The third work, ulo.ulo.ulo (2017) marks a radical departure for Sawa. Instead of the intimate interiors that are typical of his work, the film focuses on a series of surreal actions performed in darkness in a snow-bound landscape. Set on the frozen Lake Shuparo in Hokkaido, Japan’s northernmost island, the film follows a figure (the artist Tetsuya Umeda) as he performs a series of enigmatic actions lit only by a stark light bulb, creating magical effects. Sawa describes the events:

‘The idea was to light the lake from the inside, below the ice. So Tetsuya made his way across the surface with a drill and a large light bulb. I filmed from a distance as he bored through the ice – which, thankfully, was thick enough to stand on. He lowered the bulb through the hole, then pulled it from the water, swung it through the darkness and submerged it again. The way the light refracted through the water was incredible.’
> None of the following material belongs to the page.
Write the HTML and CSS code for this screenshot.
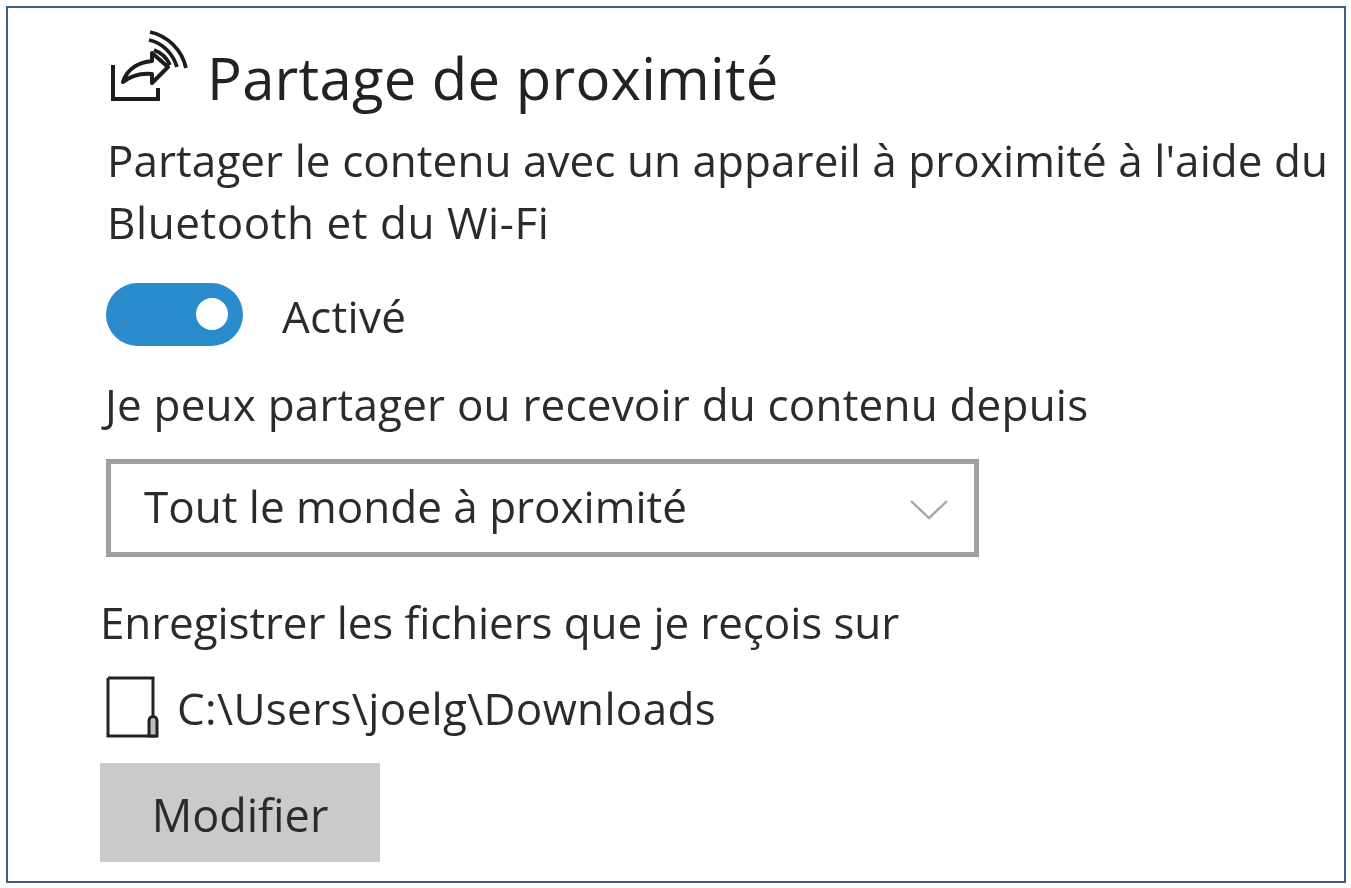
FILE: index.html
```html
<!DOCTYPE html>
<html lang="fr">
<head>
<meta charset="utf-8">
<title>Partage de proximité</title>
<link rel="stylesheet" href="styles.css">
</head>
<body>
<main class="frame">
  <header class="title-row">
    <svg class="share-icon" viewBox="0 0 80 80" width="80" height="80" fill="none" stroke="#1c1c1c" aria-hidden="true">
      <path d="M3 37V71H48V60" stroke-width="4"/>
      <path d="M13 54C17 40 30 34 42 33V25L58 39L42 55V46C32 45 22 47 13 54Z" stroke-width="4" stroke-linejoin="round"/>
      <path d="M40 4C58 8 72 22 76 40" stroke-width="3.8"/>
      <path d="M39 12C53 15 63 26 67 39" stroke-width="3.8"/>
      <path d="M44 22C52 25 57 30 60 37" stroke-width="3.8"/>
    </svg>
    <h1 class="title">Partage de proximité</h1>
  </header>
  <p class="desc">Partager le contenu avec un appareil à proximité à l'aide du<br><span class="desc-second">Bluetooth et du Wi-Fi</span></p>
  <div class="toggle-row">
    <span class="toggle"><span class="knob"></span></span>
    <span class="toggle-label">Activé</span>
  </div>
  <p class="label-from">Je peux partager ou recevoir du contenu depuis</p>
  <div class="select">
    <span class="select-text">Tout le monde à proximité</span>
    <svg class="chevron" viewBox="0 0 38 20" width="38" height="20" fill="none" stroke="#a6a6a6" stroke-width="2.4" aria-hidden="true">
      <path d="M1 1L19 18L37 1"/>
    </svg>
  </div>
  <p class="label-save">Enregistrer les fichiers que je reçois sur</p>
  <div class="path-row">
    <svg class="drive-icon" viewBox="0 0 54 64" width="54" height="64" fill="none" stroke="#222" stroke-width="3" aria-hidden="true">
      <path d="M2 2H47V40M2 2V60H50"/>
      <path d="M43 60V45C43 39 51 39 51 45V60Z" fill="#bbb"/>
    </svg>
    <span class="path-text">C:\Users\joelg\Downloads</span>
  </div>
  <button class="modify" type="button">Modifier</button>
</main>
</body>
</html>
```
FILE: styles.css
```css
* { box-sizing: border-box; }
html, body { margin: 0; padding: 0; background: #fff; }
body { width: 1351px; height: 888px; padding: 6px 5px 5px 6px; font-family: "Open Sans", "Noto Sans", sans-serif; color: #2b2b2b; overflow: hidden; }
.frame { width: 1340px; height: 877px; border: 2px solid #3f5a85; padding: 0 0 0 92px; display: flex; flex-direction: column; align-items: flex-start; }
.frame > * { filter: blur(0.7px); }
p, h1 { margin: 0; font-weight: 400; }
.title-row { display: flex; align-items: flex-start; margin: 20px 0 0 10px; height: 90px; }
.share-icon { display: block; }
.title { font-size: 58px; line-height: 70px; margin: 15px 0 0 17px; letter-spacing: 0.25px; color: #222; white-space: nowrap; }
.desc { font-size: 44px; line-height: 62px; margin: 11px 0 0 7px; letter-spacing: 0.07px; white-space: nowrap; }
.desc-second { letter-spacing: 0.55px; }
.toggle-row { display: flex; align-items: center; margin: 29px 0 0 6px; height: 64px; }
.toggle { display: flex; align-items: center; justify-content: flex-end; width: 137px; height: 63px; border-radius: 32px; background: #2a8bcd; padding-right: 15px; }
.knob { width: 32px; height: 32px; border-radius: 50%; background: #fff; }
.toggle-label { font-size: 44px; line-height: 60px; margin: 4px 0 0 39px; letter-spacing: 0.3px; }
.label-from { font-size: 44px; line-height: 60px; margin: 28px 0 0 5px; letter-spacing: 0.2px; white-space: nowrap; }
.select { display: flex; align-items: center; justify-content: space-between; width: 873px; height: 98px; margin: 25px 0 0 6px; border: 5px solid #a0a0a0; padding: 0 26px 0 33px; }
.select-text { font-size: 44px; line-height: 60px; margin-top: -4px; }
.chevron { display: block; margin-top: 3px; }
.label-save { font-size: 44px; line-height: 60px; margin: 35px 0 0 0; letter-spacing: -0.1px; white-space: nowrap; }
.path-row { display: flex; align-items: center; margin: 23px 0 0 6px; height: 66px; }
.drive-icon { display: block; }
.path-text { font-size: 44px; margin-left: 17px; letter-spacing: 0.33px; }
.modify { width: 280px; height: 99px; margin: 22px 0 0 0; border: 0; background: #cacaca; color: #2b2b2b; font-family: inherit; font-size: 45px; padding: 4px 0 0; }
```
However, Sawa’s film is not simply documentation of Tetsuya’s actions, but was rather shot and edited as an attempt at ‘sculpting time’, treating film itself as a sculptural medium.

Selected Works

Hiraki Sawa
Fantasmagoria, 2017
Single channel video installation, mixed media. Colour, stereo sound: 10 mins and 20 secs

Hiraki Sawa
Fantasmagoria, 2017
Single channel video installation, mixed media. Colour, stereo sound: 10 mins and 20 secs

Hiraki Sawa
Fantasmagoria, 2017
Single channel video installation, mixed media. Colour, stereo sound: 10 mins and 20 secs

Hiraki Sawa
Fantasmagoria, 2017
Single channel video installation, mixed media. Colour, stereo sound: 10 mins and 20 secs

Hiraki Sawa
Fantasmagoria, 2017
Single channel video installation, mixed media. Colour, stereo sound: 10 mins and 20 secs

Hiraki Sawa
Fish Story, 2017
Two channel video installation, mixed media. Colour, stereo sound: 8 mins and 32 secs

Hiraki Sawa
Fish Story, 2017
Two channel video installation, mixed media. Colour, stereo sound: 8 mins and 32 secs

Hiraki Sawa
ulo.ulo.ulo, 2017
Two channel video installation, mixed media. Colour, stereo sound: 37 mins and 24 secs

Hiraki Sawa
ulo.ulo.ulo, 2017
Two channel video installation, mixed media. Colour, stereo sound: 37 mins and 24 secs

Hiraki Sawa
ulo.ulo.ulo, 2017
Two channel video installation, mixed media. Colour, stereo sound: 37 mins and 24 secs

Hiraki Sawa
ulo.ulo.ulo, 2017
Two channel video installation, mixed media. Colour, stereo sound: 37 mins and 24 secs

Hiraki Sawa
ulo.ulo.ulo (single image), 2017-18
Digital inkjet print
40.6 × 61 cm

Biography

Hiraki Sawa (b.1977, Ishikawa, Japan) received his BFA from the University of East London and his MFA from the Slade School of Art at University College, London. Sawa has exhibited extensively around the world. Important solo exhibitions include fig-2 at the ICA, London (2015), Dundee Contemporary Arts (2013), the MORI Art Museum, Tokyo (2013), Chisenhale Gallery, London (2007), National Gallery of Victoria, Melbourne (2006), Hiroshima City Museum of Contemporary Art, (2006), Hirshhorn Museum and Sculpture Garden, Washington DC (2005) and the Hammer Museum, Los Angeles (2005). Important recent group exhibitions include Roppongi Crossing, Mori Art Museum (2016), the Biennale de Lyon (2013), Mono No Avare: Contemporary Japanese Artists, State Hermitage Museum, St Petersburg (2013), What We See, National Museum of Art, Osaka (2013), the Sydney Biennial (2010), 6th Asian-Pacific Triennial of Contemporary Art, Queensland Art Gallery, Brisbane (2009), Automatic Cities: The Architectural Imaginary in Contemporary Art, The Museum of Contemporary Art, San Diego (2009) and the Yokohama Triennial (2005).

Hiraki Sawa’s works are included in many important public collections internationally, including the Arts Council Collection, London, Hirshhorn Museum and Sculpture Garden, Washington DC, Tokyo Metropolitan Museum of Photography, Saint Louis Art Museum, St. Louis, Museum of Fine Arts, Boston, The Modern Art Museum, Fort Worth, Detroit Institute of Arts, Detroit, National Gallery of Victoria, Melbourne, CAB, Burgos, Spain, Mori Art Museum, Tokyo, National Museum of Art, Osaka, Taipei Fine Art Museum, Taiwan, Museo de Arte Contemporáneo de Castilla y León, Spain, 21st Century Museum of Contemporary Art, Kanazawa, Aichi Prefectural Museum of Art, Aichi, The Israel Museum, Jerusalem, Israel, and the Queensland Art Gallery, Brisbane, Australia.